Requirement
Repeat every line of the listing below exactly, minus the pictures.

--- START ---

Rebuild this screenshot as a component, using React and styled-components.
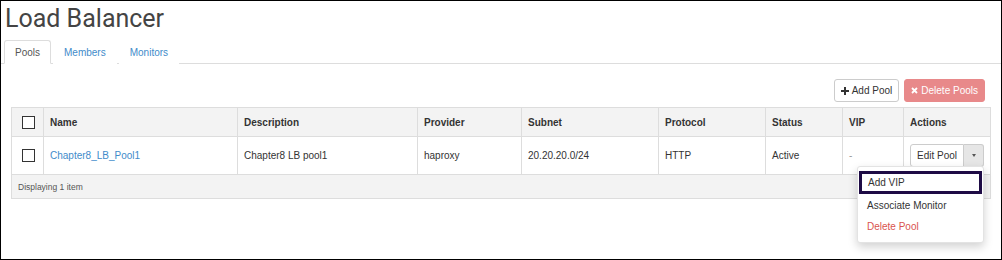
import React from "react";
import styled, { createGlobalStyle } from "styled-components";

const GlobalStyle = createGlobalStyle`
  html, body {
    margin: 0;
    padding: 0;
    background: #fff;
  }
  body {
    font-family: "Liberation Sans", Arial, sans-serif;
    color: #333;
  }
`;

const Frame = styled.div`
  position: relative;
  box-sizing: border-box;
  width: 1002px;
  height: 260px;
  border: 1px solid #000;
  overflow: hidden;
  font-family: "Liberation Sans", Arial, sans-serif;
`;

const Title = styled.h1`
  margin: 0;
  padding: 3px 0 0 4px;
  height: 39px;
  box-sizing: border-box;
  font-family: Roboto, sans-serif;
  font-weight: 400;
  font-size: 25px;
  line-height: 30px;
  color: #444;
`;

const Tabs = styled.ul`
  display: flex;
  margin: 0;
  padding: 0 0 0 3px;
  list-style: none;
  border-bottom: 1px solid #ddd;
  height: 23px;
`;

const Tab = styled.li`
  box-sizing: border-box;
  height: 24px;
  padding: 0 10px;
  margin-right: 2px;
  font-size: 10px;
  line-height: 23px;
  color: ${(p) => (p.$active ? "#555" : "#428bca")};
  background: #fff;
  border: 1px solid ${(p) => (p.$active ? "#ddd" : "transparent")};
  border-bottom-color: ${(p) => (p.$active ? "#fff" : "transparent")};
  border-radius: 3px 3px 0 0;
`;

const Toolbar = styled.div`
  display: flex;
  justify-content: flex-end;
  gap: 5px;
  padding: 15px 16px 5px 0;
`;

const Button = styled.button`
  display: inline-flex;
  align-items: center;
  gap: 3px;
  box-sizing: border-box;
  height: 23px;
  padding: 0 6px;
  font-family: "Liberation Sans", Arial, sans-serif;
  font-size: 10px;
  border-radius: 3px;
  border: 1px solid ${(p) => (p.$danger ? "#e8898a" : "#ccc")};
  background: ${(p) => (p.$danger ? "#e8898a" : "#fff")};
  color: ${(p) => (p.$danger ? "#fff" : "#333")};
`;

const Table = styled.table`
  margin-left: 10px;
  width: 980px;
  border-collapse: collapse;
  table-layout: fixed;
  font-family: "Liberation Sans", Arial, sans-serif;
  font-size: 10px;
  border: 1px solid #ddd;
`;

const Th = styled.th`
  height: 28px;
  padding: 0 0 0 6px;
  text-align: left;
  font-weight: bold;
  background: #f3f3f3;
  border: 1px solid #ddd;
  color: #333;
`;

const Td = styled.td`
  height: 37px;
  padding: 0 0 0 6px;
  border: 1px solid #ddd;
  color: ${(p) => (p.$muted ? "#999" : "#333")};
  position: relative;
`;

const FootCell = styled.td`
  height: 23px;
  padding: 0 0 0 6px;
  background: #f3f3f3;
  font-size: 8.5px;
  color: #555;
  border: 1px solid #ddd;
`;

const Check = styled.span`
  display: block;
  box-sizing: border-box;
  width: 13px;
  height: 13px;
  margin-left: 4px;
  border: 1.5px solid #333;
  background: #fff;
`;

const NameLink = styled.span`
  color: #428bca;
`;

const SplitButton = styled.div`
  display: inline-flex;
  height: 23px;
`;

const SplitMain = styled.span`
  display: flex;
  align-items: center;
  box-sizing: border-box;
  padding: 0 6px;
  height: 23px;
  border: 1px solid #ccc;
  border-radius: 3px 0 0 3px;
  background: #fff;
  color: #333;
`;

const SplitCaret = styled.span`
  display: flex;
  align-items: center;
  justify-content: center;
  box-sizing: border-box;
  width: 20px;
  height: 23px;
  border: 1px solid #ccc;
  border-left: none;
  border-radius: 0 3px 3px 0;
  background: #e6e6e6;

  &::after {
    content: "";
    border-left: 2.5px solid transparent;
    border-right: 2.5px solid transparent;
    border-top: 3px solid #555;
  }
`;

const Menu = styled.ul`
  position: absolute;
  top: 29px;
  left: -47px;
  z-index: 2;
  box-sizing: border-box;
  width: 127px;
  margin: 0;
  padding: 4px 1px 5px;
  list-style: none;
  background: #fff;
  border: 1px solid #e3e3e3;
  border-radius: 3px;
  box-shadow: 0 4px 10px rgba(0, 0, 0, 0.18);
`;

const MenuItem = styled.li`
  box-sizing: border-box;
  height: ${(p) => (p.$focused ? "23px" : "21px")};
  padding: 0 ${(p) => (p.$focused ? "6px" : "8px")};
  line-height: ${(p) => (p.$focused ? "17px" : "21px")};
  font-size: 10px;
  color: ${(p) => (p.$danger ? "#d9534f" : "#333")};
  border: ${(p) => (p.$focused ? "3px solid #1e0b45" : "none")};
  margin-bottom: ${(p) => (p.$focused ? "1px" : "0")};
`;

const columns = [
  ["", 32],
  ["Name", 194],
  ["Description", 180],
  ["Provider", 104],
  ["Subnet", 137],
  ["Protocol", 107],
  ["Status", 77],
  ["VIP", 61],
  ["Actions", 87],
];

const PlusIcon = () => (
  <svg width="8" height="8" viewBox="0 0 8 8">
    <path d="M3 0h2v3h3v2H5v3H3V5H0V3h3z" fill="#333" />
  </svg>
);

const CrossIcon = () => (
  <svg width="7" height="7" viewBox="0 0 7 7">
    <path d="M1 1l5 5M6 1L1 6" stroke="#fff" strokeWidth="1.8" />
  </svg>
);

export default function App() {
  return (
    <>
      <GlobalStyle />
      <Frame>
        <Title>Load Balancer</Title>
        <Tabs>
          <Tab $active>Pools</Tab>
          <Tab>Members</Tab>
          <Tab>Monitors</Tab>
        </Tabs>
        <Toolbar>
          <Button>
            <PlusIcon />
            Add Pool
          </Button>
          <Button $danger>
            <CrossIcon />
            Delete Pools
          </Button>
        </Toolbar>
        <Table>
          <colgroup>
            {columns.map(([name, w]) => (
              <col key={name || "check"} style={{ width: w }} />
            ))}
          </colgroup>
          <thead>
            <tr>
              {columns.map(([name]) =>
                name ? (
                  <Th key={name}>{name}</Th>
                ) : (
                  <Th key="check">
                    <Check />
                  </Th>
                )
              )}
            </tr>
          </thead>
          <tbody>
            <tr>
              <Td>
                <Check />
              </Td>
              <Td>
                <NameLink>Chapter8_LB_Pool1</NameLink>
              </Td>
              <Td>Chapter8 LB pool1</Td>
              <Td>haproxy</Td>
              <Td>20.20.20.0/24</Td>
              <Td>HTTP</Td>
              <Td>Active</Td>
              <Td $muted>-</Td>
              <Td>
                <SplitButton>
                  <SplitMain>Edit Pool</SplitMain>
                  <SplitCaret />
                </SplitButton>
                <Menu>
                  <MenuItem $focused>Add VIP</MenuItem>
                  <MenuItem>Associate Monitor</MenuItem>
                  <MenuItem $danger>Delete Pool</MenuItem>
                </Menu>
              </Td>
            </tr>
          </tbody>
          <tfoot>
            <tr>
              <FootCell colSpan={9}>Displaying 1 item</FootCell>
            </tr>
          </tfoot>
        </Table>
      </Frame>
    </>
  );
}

--- END ---

Written response
Rebuild this screenshot as a component, using React and styled-components.
import React from "react";
import styled, { createGlobalStyle } from "styled-components";

const GlobalStyle = createGlobalStyle`
  html, body {
    margin: 0;
    padding: 0;
    background: #fff;
  }
  body {
    font-family: "Liberation Sans", Arial, sans-serif;
    color: #333;
  }
`;

const Frame = styled.div`
  position: relative;
  box-sizing: border-box;
  width: 1002px;
  height: 260px;
  border: 1px solid #000;
  overflow: hidden;
  font-family: "Liberation Sans", Arial, sans-serif;
`;

const Title = styled.h1`
  margin: 0;
  padding: 3px 0 0 4px;
  height: 39px;
  box-sizing: border-box;
  font-family: Roboto, sans-serif;
  font-weight: 400;
  font-size: 25px;
  line-height: 30px;
  color: #444;
`;

const Tabs = styled.ul`
  display: flex;
  margin: 0;
  padding: 0 0 0 3px;
  list-style: none;
  border-bottom: 1px solid #ddd;
  height: 23px;
`;

const Tab = styled.li`
  box-sizing: border-box;
  height: 24px;
  padding: 0 10px;
  margin-right: 2px;
  font-size: 10px;
  line-height: 23px;
  color: ${(p) => (p.$active ? "#555" : "#428bca")};
  background: #fff;
  border: 1px solid ${(p) => (p.$active ? "#ddd" : "transparent")};
  border-bottom-color: ${(p) => (p.$active ? "#fff" : "transparent")};
  border-radius: 3px 3px 0 0;
`;

const Toolbar = styled.div`
  display: flex;
  justify-content: flex-end;
  gap: 5px;
  padding: 15px 16px 5px 0;
`;

const Button = styled.button`
  display: inline-flex;
  align-items: center;
  gap: 3px;
  box-sizing: border-box;
  height: 23px;
  padding: 0 6px;
  font-family: "Liberation Sans", Arial, sans-serif;
  font-size: 10px;
  border-radius: 3px;
  border: 1px solid ${(p) => (p.$danger ? "#e8898a" : "#ccc")};
  background: ${(p) => (p.$danger ? "#e8898a" : "#fff")};
  color: ${(p) => (p.$danger ? "#fff" : "#333")};
`;

const Table = styled.table`
  margin-left: 10px;
  width: 980px;
  border-collapse: collapse;
  table-layout: fixed;
  font-family: "Liberation Sans", Arial, sans-serif;
  font-size: 10px;
  border: 1px solid #ddd;
`;

const Th = styled.th`
  height: 28px;
  padding: 0 0 0 6px;
  text-align: left;
  font-weight: bold;
  background: #f3f3f3;
  border: 1px solid #ddd;
  color: #333;
`;

const Td = styled.td`
  height: 37px;
  padding: 0 0 0 6px;
  border: 1px solid #ddd;
  color: ${(p) => (p.$muted ? "#999" : "#333")};
  position: relative;
`;

const FootCell = styled.td`
  height: 23px;
  padding: 0 0 0 6px;
  background: #f3f3f3;
  font-size: 8.5px;
  color: #555;
  border: 1px solid #ddd;
`;

const Check = styled.span`
  display: block;
  box-sizing: border-box;
  width: 13px;
  height: 13px;
  margin-left: 4px;
  border: 1.5px solid #333;
  background: #fff;
`;

const NameLink = styled.span`
  color: #428bca;
`;

const SplitButton = styled.div`
  display: inline-flex;
  height: 23px;
`;

const SplitMain = styled.span`
  display: flex;
  align-items: center;
  box-sizing: border-box;
  padding: 0 6px;
  height: 23px;
  border: 1px solid #ccc;
  border-radius: 3px 0 0 3px;
  background: #fff;
  color: #333;
`;

const SplitCaret = styled.span`
  display: flex;
  align-items: center;
  justify-content: center;
  box-sizing: border-box;
  width: 20px;
  height: 23px;
  border: 1px solid #ccc;
  border-left: none;
  border-radius: 0 3px 3px 0;
  background: #e6e6e6;

  &::after {
    content: "";
    border-left: 2.5px solid transparent;
    border-right: 2.5px solid transparent;
    border-top: 3px solid #555;
  }
`;

const Menu = styled.ul`
  position: absolute;
  top: 29px;
  left: -47px;
  z-index: 2;
  box-sizing: border-box;
  width: 127px;
  margin: 0;
  padding: 4px 1px 5px;
  list-style: none;
  background: #fff;
  border: 1px solid #e3e3e3;
  border-radius: 3px;
  box-shadow: 0 4px 10px rgba(0, 0, 0, 0.18);
`;

const MenuItem = styled.li`
  box-sizing: border-box;
  height: ${(p) => (p.$focused ? "23px" : "21px")};
  padding: 0 ${(p) => (p.$focused ? "6px" : "8px")};
  line-height: ${(p) => (p.$focused ? "17px" : "21px")};
  font-size: 10px;
  color: ${(p) => (p.$danger ? "#d9534f" : "#333")};
  border: ${(p) => (p.$focused ? "3px solid #1e0b45" : "none")};
  margin-bottom: ${(p) => (p.$focused ? "1px" : "0")};
`;

const columns = [
  ["", 32],
  ["Name", 194],
  ["Description", 180],
  ["Provider", 104],
  ["Subnet", 137],
  ["Protocol", 107],
  ["Status", 77],
  ["VIP", 61],
  ["Actions", 87],
];

const PlusIcon = () => (
  <svg width="8" height="8" viewBox="0 0 8 8">
    <path d="M3 0h2v3h3v2H5v3H3V5H0V3h3z" fill="#333" />
  </svg>
);

const CrossIcon = () => (
  <svg width="7" height="7" viewBox="0 0 7 7">
    <path d="M1 1l5 5M6 1L1 6" stroke="#fff" strokeWidth="1.8" />
  </svg>
);

export default function App() {
  return (
    <>
      <GlobalStyle />
      <Frame>
        <Title>Load Balancer</Title>
        <Tabs>
          <Tab $active>Pools</Tab>
          <Tab>Members</Tab>
          <Tab>Monitors</Tab>
        </Tabs>
        <Toolbar>
          <Button>
            <PlusIcon />
            Add Pool
          </Button>
          <Button $danger>
            <CrossIcon />
            Delete Pools
          </Button>
        </Toolbar>
        <Table>
          <colgroup>
            {columns.map(([name, w]) => (
              <col key={name || "check"} style={{ width: w }} />
            ))}
          </colgroup>
          <thead>
            <tr>
              {columns.map(([name]) =>
                name ? (
                  <Th key={name}>{name}</Th>
                ) : (
                  <Th key="check">
                    <Check />
                  </Th>
                )
              )}
            </tr>
          </thead>
          <tbody>
            <tr>
              <Td>
                <Check />
              </Td>
              <Td>
                <NameLink>Chapter8_LB_Pool1</NameLink>
              </Td>
              <Td>Chapter8 LB pool1</Td>
              <Td>haproxy</Td>
              <Td>20.20.20.0/24</Td>
              <Td>HTTP</Td>
              <Td>Active</Td>
              <Td $muted>-</Td>
              <Td>
                <SplitButton>
                  <SplitMain>Edit Pool</SplitMain>
                  <SplitCaret />
                </SplitButton>
                <Menu>
                  <MenuItem $focused>Add VIP</MenuItem>
                  <MenuItem>Associate Monitor</MenuItem>
                  <MenuItem $danger>Delete Pool</MenuItem>
                </Menu>
              </Td>
            </tr>
          </tbody>
          <tfoot>
            <tr>
              <FootCell colSpan={9}>Displaying 1 item</FootCell>
            </tr>
          </tfoot>
        </Table>
      </Frame>
    </>
  );
}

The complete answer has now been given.